Kılıçdaroğlu, 20 milyar doları hiç telaffuz etti mi diye insanların gözüne baka baka yalan söyledi. Bu kadar yalan söyleyen biri siyaset biliminin konusu olmaktan çıkmış, başka bilim dalının ilgi alanına girmiş demektir. Bu anlayış hastalıklı bir zihniyete dönüştü. İnsanları inançlarından kökenlerinden dolayı ayrımcılıklara tabi tutanları, varlıklarının gayesi haline getirenlerden ne beklenir?
‘KAPIMIZ TÜM YATIRIMCILARA SONUNA KADAR AÇIK’
Önlerine geleni tacizci tecavüzcü diye suçlayan, kendi partilerindeki rezillikleri örtmeye çalışan bunlar değil mi? İkinci sebebi de, ülkemizin hedefini mümkünse tümden yıkmayı hedefliyorlar. Gerek ABD, gerek AB ile iki tarafında asla görmezden gelemeyeceği, kaybetmeyi istemeyeceği çok köklü siyasi ve ekonomik ilişkilerimiz var. Yatırımcıları baş üstünde tuttuk, bu yaptırım tehditleri kimseye faydası olmayan yaklaşımları. Diyalog ve işbirliği ile çözülmeyecek hiçbir mesele yok. Kapımız tüm yatırımcılara sonuna kadar açık, açık olmaya devam edecek.
ERDOĞAN: HESABINI VERECEKSİNİZ
Can alıcı ve can sıkıcı konu CHP’deki tecavüz, taciz ve hırsızlık furyasıdır. Türkiye’deki ikinci büyük partinin böyle bir şeye dönüşmesinden utanç duyuyoruz. CHP yönetimi bu hissiyattan uzak. Hakikatlerin ortaya çıkması konusunda en küçük adım atmıyorlar.

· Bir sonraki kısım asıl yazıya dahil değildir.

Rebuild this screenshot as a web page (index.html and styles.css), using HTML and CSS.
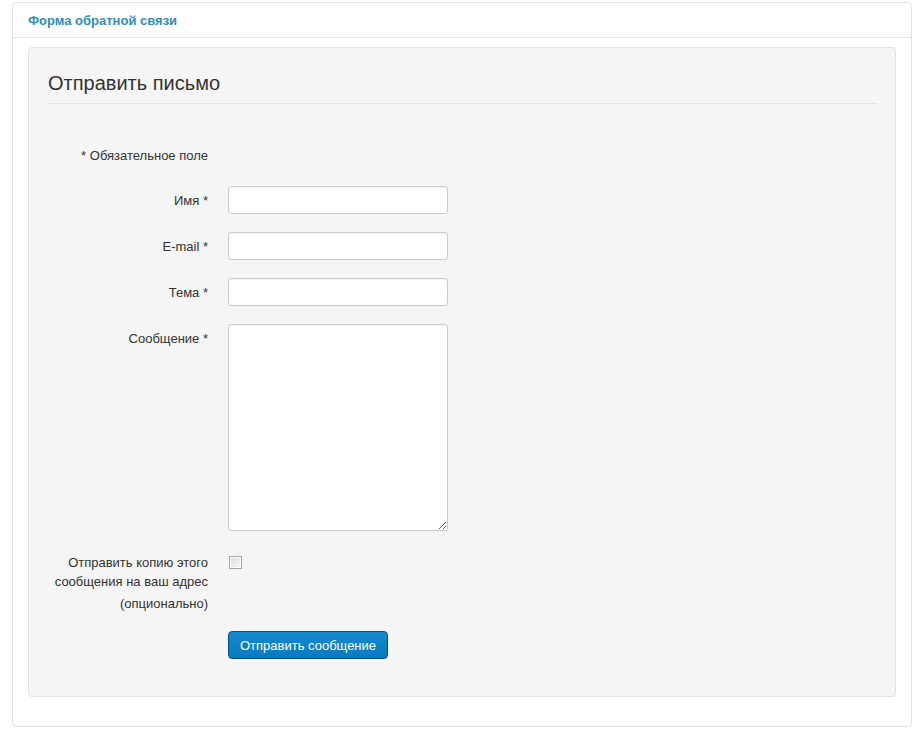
FILE: index.html
```html
<!doctype html>
<html>
<head>
<meta charset="UTF-8">
<title>Форма обратной связи</title>
<link rel="stylesheet" href="styles.css">
</head>
<body>
	<div class="panel">
		<div class="panel-head">Форма обратной связи</div>
		<div class="well">
			<h2>Отправить письмо</h2>
			<form class="form">
				<div class="row row-note">
					<div class="label">* Обязательное поле</div>
				</div>
				<div class="row">
					<label class="label">Имя *</label>
					<div class="controls"><input type="text" class="field"></div>
				</div>
				<div class="row">
					<label class="label">E-mail *</label>
					<div class="controls"><input type="text" class="field"></div>
				</div>
				<div class="row">
					<label class="label">Тема *</label>
					<div class="controls"><input type="text" class="field"></div>
				</div>
				<div class="row">
					<label class="label">Сообщение *</label>
					<div class="controls"><textarea class="field area"></textarea></div>
				</div>
				<div class="row row-copy">
					<label class="label label-copy">Отправить копию этого сообщения на ваш адрес<span class="opt">(опционально)</span></label>
					<div class="controls"><span class="check"></span></div>
				</div>
				<div class="row">
					<div class="label"></div>
					<div class="controls"><button type="button" class="btn">Отправить сообщение</button></div>
				</div>
			</form>
		</div>
	</div>
</body>
</html>
```

FILE: styles.css
```css
* { box-sizing: border-box }
body {
	margin: 0;
	padding: 2px 6px 0 12px;
	font-family: "Liberation Sans", Arial, sans-serif;
	font-size: 13px;
	color: #333;
	background: #fff;
}
.panel {
	width: 900px;
	height: 725px;
	border: 1px solid #e2e2e2;
	border-radius: 4px;
	background: #fff;
}
.panel-head {
	height: 35px;
	padding: 10px 15px 0;
	border-bottom: 1px solid #e6e6e6;
	color: #2f8fba;
	font-weight: bold;
	font-size: 13px;
}
.well {
	margin: 9px 15px 0;
	height: 650px;
	padding: 23px 18px 0 19px;
	background: #f5f5f5;
	border: 1px solid #e3e3e3;
	border-radius: 4px;
}
h2 {
	margin: 0;
	padding-bottom: 8px;
	border-bottom: 1px solid #e5e5e5;
	font-size: 20px;
	font-weight: normal;
	line-height: 24px;
	color: #333;
}
.form { padding-top: 37px }
.row {
	display: flex;
	margin-bottom: 18px;
}
.row-note { margin-bottom: 22px }
.label {
	width: 160px;
	padding-top: 7px;
	text-align: right;
	line-height: 16px;
}
.controls { margin-left: 20px }
.field {
	display: block;
	width: 220px;
	height: 28px;
	padding: 4px 6px;
	border: 1px solid #ccc;
	border-radius: 3px;
	background: #fff;
	box-shadow: inset 0 1px 1px rgba(0, 0, 0, 0.05);
	font: inherit;
}
.area {
	height: 207px;
	resize: vertical;
}
.row-copy { margin-bottom: 18px }
.label-copy {
	padding-top: 4px;
	line-height: 19px;
}
.opt {
	display: block;
	margin-top: 3px;
}
.check {
	display: block;
	margin: 7px 0 0 1px;
	width: 13px;
	height: 13px;
	border: 1px solid #a5a5a5;
	background: linear-gradient(135deg, #dcdcdc, #f6f6f6);
	box-shadow: inset 0 0 0 1px #fff;
}
.btn {
	width: 160px;
	height: 28px;
	padding: 0;
	border: 1px solid #0b4d7e;
	border-radius: 4px;
	background: linear-gradient(#1589cf, #0a7ac0);
	color: #fff;
	font: inherit;
	font-size: 13px;
}
```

Bu durum karşısında önüne arkasına bakmadan, gerçek olmayan haberlerden ortalığı inleten, sözde katın hakları savuncusu STK’ların büründüğü derin sessizlik de manidardır. Yalan olduğu defalarca ispatlanmış iddiaları sürekli tekrarlayan Kılıçdaroğlu da parti teşkilatlarında ayyuka çıkan tecavüz, taciz, hırsızlık vakaları konusunda tek laf etmiyor.
Bu zat güya kendisi de bayan olan İstanbul İl Başkanı’nın tecavüz taciz hırsızlık iddialarının örtmesi karşısında da en küçük tepki göstermiyor. Bunların buz dağının görünen kısmı örnekleri olduğu anlaşılıyor. Nitekim her gün yeni bir itirafla, her gün yeni bir ifşaatla, her gün yeni bir ithamla karşılaşıyoruz. CHP yönetimi belediyeleri ve teşkilatlarıyla utanç bataklığından çıkıp temizlenmek yerine akıllarına ziyan bir yöne başvuruyor Partilerindeki tecavüz taciz hırsızlık furyaların üzerini örtmek için seçimlerin üzerinden 2 yıla yakın geçtikten sonra uyduruk dosyalarla eski yönetimleri suçlama kampanyası başlattılar. Buna karşılık rüşvet suçundan tutuklanan, kamuoyunun diline düşen CHP’li isimlerle ilgili çıt çıkarmıyorlar.
İddiaların muhataplarına sesleniyorum: Bu kurnazlık sizi kurtarmaya yetmez, her tecavüzün tacizin hırsızlığın hesabını vereceksiniz. Yürüttüğünüz her gizli saklı ihanet pazarlığının hesabını vereceksiniz. Teşkilat ve belediyelerinizi PKK’dan FETÖ’ye kadar envai çeşit terör örgütü mensubuyla doldurmanın hesabını verecekseniz. Türkiye’nin milli proje ve politikalarını düşmana sufle verir gibi çarpıtıp malzeme haline getirmenin hesabını vereceksiniz. CHP yönetimine sesleniyorum: CHP’de tecavüz, taciz, hırsızlık kepazeliğine bulaşmış kim varsa hepsinin ipini pazara çıkaracaksınız. Yoksa bu ithamların gölgesi tüm CHP’lilerin üzerine düşer, böyle bir haksızlığa asla rıza göstermeyiz. Siyaseten farklı düşünsek de CHP’ye oy verenler ve siyaset yapanlar içinde namuslu insanlar olduğunu biliyoruz. Onların hakkını hukukunu onurunu korumak için bu iddiaların takipçileri olacağız. Sizlerin de kendi illerinizde üzerine gitmenizi, milletimizle paylaşmanızı istiyorum.